Juan Orellana | 21 de mayo de 2021
El héroe clásico y el antihéroe crepuscular dan paso a personajes nada arquetípicos, «normales», cercanos, creíbles, con dramas que no nacen de un laboratorio de guiones sino de la vida real.
El reciente estreno de First Cow (Kelly Reichard, 2021), una película del Oeste inspirada en una novela de Jonathan Raymond, nos lleva a hacernos algunas preguntas sobre la fisonomía del wéstern del siglo XXI. Esta estupenda película confirma una serie de cambios en el género tan interesantes como profundos, tanto en temática como en puesta en escena.
Lo cierto es que el wéstern como género ha experimentado una constante evolución, pero siempre ha estado vivo. Desde las clásicas «películas del Oeste» hasta hoy se han producido diversos cambios en paralelo a los procesos sociales y culturales de cada momento. En la edad de oro del género, los guiones se construían sobre todo en torno a una dialéctica entre «buenos y malos»: los servidores de la ley y los forajidos, los vaqueros y los indios, los justos y los villanos. El género consolidó unos cánones dramáticos, estéticos y narrativos en los que se movieron como peces en el agua los mismos que contribuyeron a crearlos: John Ford, Howard Hawks, Raoul Walsh o Nicholas Ray, entre otros grandes. Siempre triunfaba el bien de alguna forma, y habitualmente el filme tenía un final edificante.
En los sesenta y setenta, el mundo occidental se puso patas arriba y se inició un proceso de inversión de valores que ha culminado en el siglo XXI. Al spaghetti western que encabezó Sergio Leone (recordemos su Trilogía del dólar con Clint Eastwood) siguió el wéstern crepuscular que hizo famoso Sam Peckinpah. Con el primero nació una estética más realista, más sucia, con encuadres mucho más cortos -profusión de primeros planos y planos detalle- y sobre todo con unos personajes sórdidos, duros, amorales y extremadamente violentos, muy alejados de los modelos caballerescos e íntegros del wéstern clásico. Sam Peckinpah, por su parte, pondrá de moda personajes atormentados, tristes, desilusionados, desesperanzados. Llega la civilización y el progreso, y el vaquero del «salvaje Oeste» está llamado a desaparecer.

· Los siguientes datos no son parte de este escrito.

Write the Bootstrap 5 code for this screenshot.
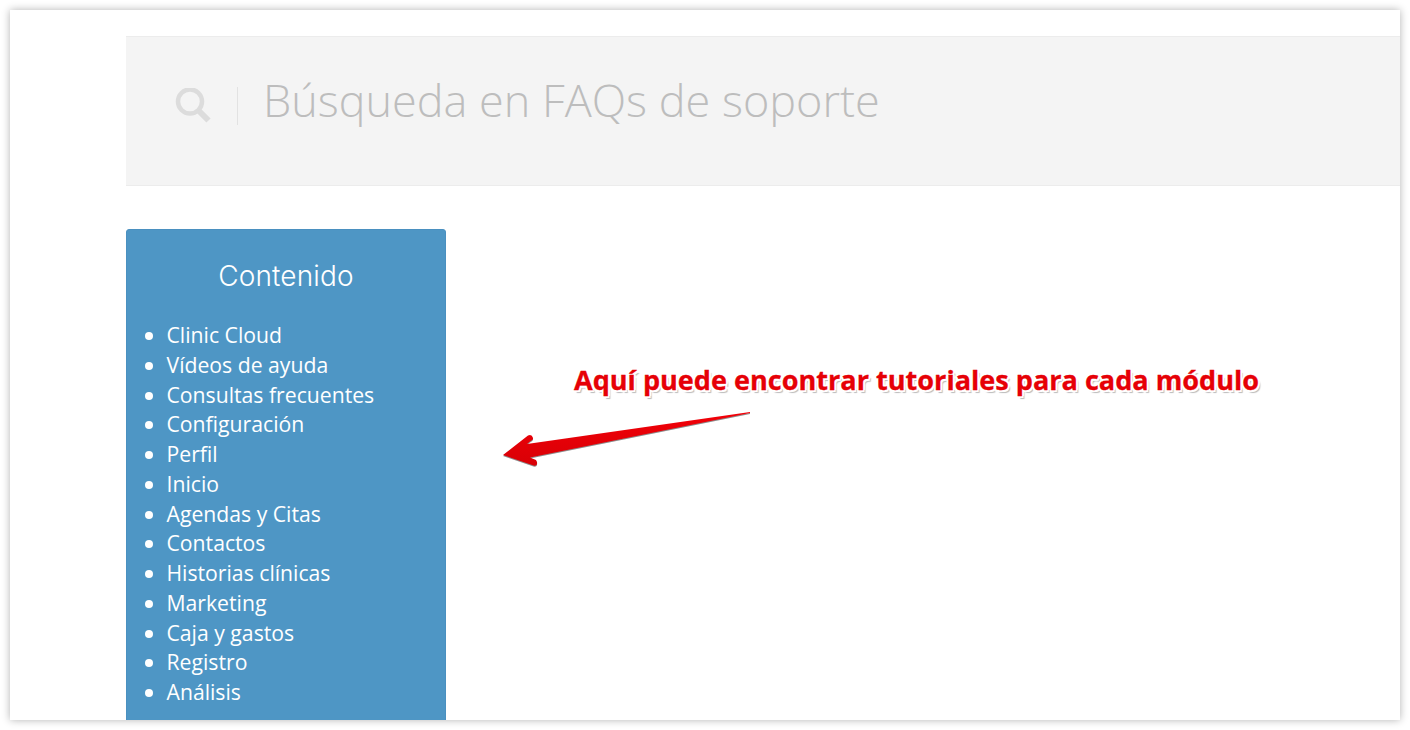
<!DOCTYPE html>
<html lang="es">
<head>
<meta charset="utf-8">
<title>Búsqueda en FAQs de soporte</title>
<link href="https://cdn.jsdelivr.net/npm/bootstrap@5.3.0/dist/css/bootstrap.min.css" rel="stylesheet">
<style>
html, body { height: 100%; background: #fff; overflow: hidden; }
.shot-frame { position: relative; height: 710px; margin: 10px; background: #fff; box-shadow: 0 0 8px rgba(0,0,0,.3); overflow: hidden; padding: 26px 0 0 116px; font-family: "Open Sans", sans-serif; }
.search-band { height: 150px; background: #f4f4f4; border-top: 1px solid #ececec; border-bottom: 1px solid #ececec; padding-left: 49px; padding-bottom: 10px; }
.search-sep { width: 1px; height: 38px; background: #e2e2e2; margin: 0 25px 0 26px; }
.search-title { font-size: 45px; font-weight: 300; color: #bdbdbd; line-height: 1; margin: 0 0 14px; white-space: nowrap; }
.search-glyph { width: 36px; height: 36px; }
.toc-panel { width: 320px; height: 520px; margin-top: 43px; background: #4e96c5; border: 1px solid #4a90c0; border-radius: 3px 3px 0 0; color: #fff; }
.toc-title { font-family: "Inter", sans-serif; font-size: 28px; font-weight: 300; letter-spacing: .15px; line-height: 30px; text-align: center; margin: 31px 0 29px 0; }
.toc-items { list-style: disc; margin: 0; padding-left: 39.5px; font-size: 21.2px; line-height: 29.75px; }
.note-text { position: absolute; left: 564px; top: 351px; margin: 0; font-size: 27.08px; font-weight: 700; line-height: 38px; color: #e60006; -webkit-text-stroke: .3px #e60006; white-space: nowrap; text-shadow: 1.5px 1.5px 0 #fff, -1.5px -1.5px 0 #fff, 1.5px -1.5px 0 #fff, -1.5px 1.5px 0 #fff, 2px 0 0 #fff, -2px 0 0 #fff, 0 2px 0 #fff, 0 -2px 0 #fff, 2.5px 2.5px 1px #bbb; }
.note-arrow { position: absolute; left: 480px; top: 390px; width: 270px; height: 80px; filter: drop-shadow(.5px 1px .5px rgba(0,0,0,.45)); }
</style>
</head>
<body>
<div class="shot-frame">
  <div class="search-band d-flex align-items-center">
    <svg class="search-glyph flex-shrink-0" viewBox="0 0 36 36" aria-hidden="true">
      <circle cx="15" cy="13.5" r="12" fill="none" stroke="#dcdcdc" stroke-width="4.5"/>
      <path d="M23.5 22.5 L33.5 32.5" fill="none" stroke="#dcdcdc" stroke-width="6"/>
    </svg>
    <span class="search-sep flex-shrink-0"></span>
    <h1 class="search-title">Búsqueda en FAQs de soporte</h1>
  </div>
  <aside class="toc-panel">
    <h2 class="toc-title">Contenido</h2>
    <ul class="toc-items">
      <li>Clinic Cloud</li>
      <li>Vídeos de ayuda</li>
      <li>Consultas frecuentes</li>
      <li>Configuración</li>
      <li>Perfil</li>
      <li>Inicio</li>
      <li>Agendas y Citas</li>
      <li>Contactos</li>
      <li>Historias clínicas</li>
      <li>Marketing</li>
      <li>Caja y gastos</li>
      <li>Registro</li>
      <li>Análisis</li>
    </ul>
  </aside>
  <p class="note-text">Aquí puede encontrar tutoriales para cada módulo</p>
  <svg class="note-arrow" viewBox="0 0 270 80" aria-hidden="true">
    <defs><linearGradient id="arrowFill" x1="0" y1="0" x2="0" y2="1"><stop offset="0" stop-color="#f20008"/><stop offset="1" stop-color="#d80006"/></linearGradient></defs>
    <path d="M13 55 L38 35.5 Q42 34 43 38 Q43.5 40 40 41.5 L37 44 L260 12 L260 13 L40 57.5 L46 60 Q48 63 46.5 65 Q45 66.5 42 65 Z" fill="url(#arrowFill)"/>
  </svg>
</div>
</body>
</html>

Y casi desaparece el género también, con un importante declive en los noventa. Pero curiosamente resucita en el siglo XXI con unas características nuevas y sumamente interesantes. El héroe clásico y el antihéroe crepuscular dan paso a personajes nada arquetípicos, «normales», cercanos, creíbles, con dramas que no nacen de un laboratorio de guiones sino de la vida real. Se desmitifica el lejano Oeste, se «desencanta» ese ámbito mítico, fundacional, originario de la autoconciencia americana. Se desechan los grandes relatos de épica y conquista, se abandona la gran filosofía de la historia, ya no interesan los idealistas marcos de referencia.
Este nuevo contexto tiene su haz y su envés. Por un lado, supone un inquietante rechazo del ímpetu ético del cine, de su tradicional exhibición de modelos referenciales. Por otro, implica rescatar la intrahistoria, poner la mirada en el drama humano cotidiano, en pequeñas historias llenas de autenticidad. De entre muchos títulos posibles (Comanchería, Blackthorn, Los hermanos Sisters, La balada de Buster Scruggs, Django desencadenado, Bone Tomahawk, Valor de Ley, Los odiosos ocho…) queremos llamar la atención sobre los dos más recientes: Noticias del gran mundo (2020) y la citada First Cow (2021).
En la primera, el protagonista es un hombre viudo que va por los pueblos leyendo los periódicos a los analfabetos. En la segunda, es un panadero que sobrevive en Oregon vendiendo pastelillos aceitosos, elaborados con la leche que ordeña clandestinamente a la primera vaca llegada a la comarca, venida desde Inglaterra. Nada de tiros, ni cabalgadas, ni cargas de la brigada ligera. Pero a cambio encontramos hombres de puro corazón, deseosos de encontrar una vida feliz, que no implica glorias y reconocimientos. La primera película es una historia de acogida, la segunda una historia de amistad. La macrohistoria deja paso a la microhistoria, tremendamente valiosa si es honesta, desideologizada y filmada con las dimensiones verdaderas del corazón humano. Si este es el neowéstern, sea bienvenido; si acaba limitándose al elogio de lo banal, echaremos de menos el cine clásico.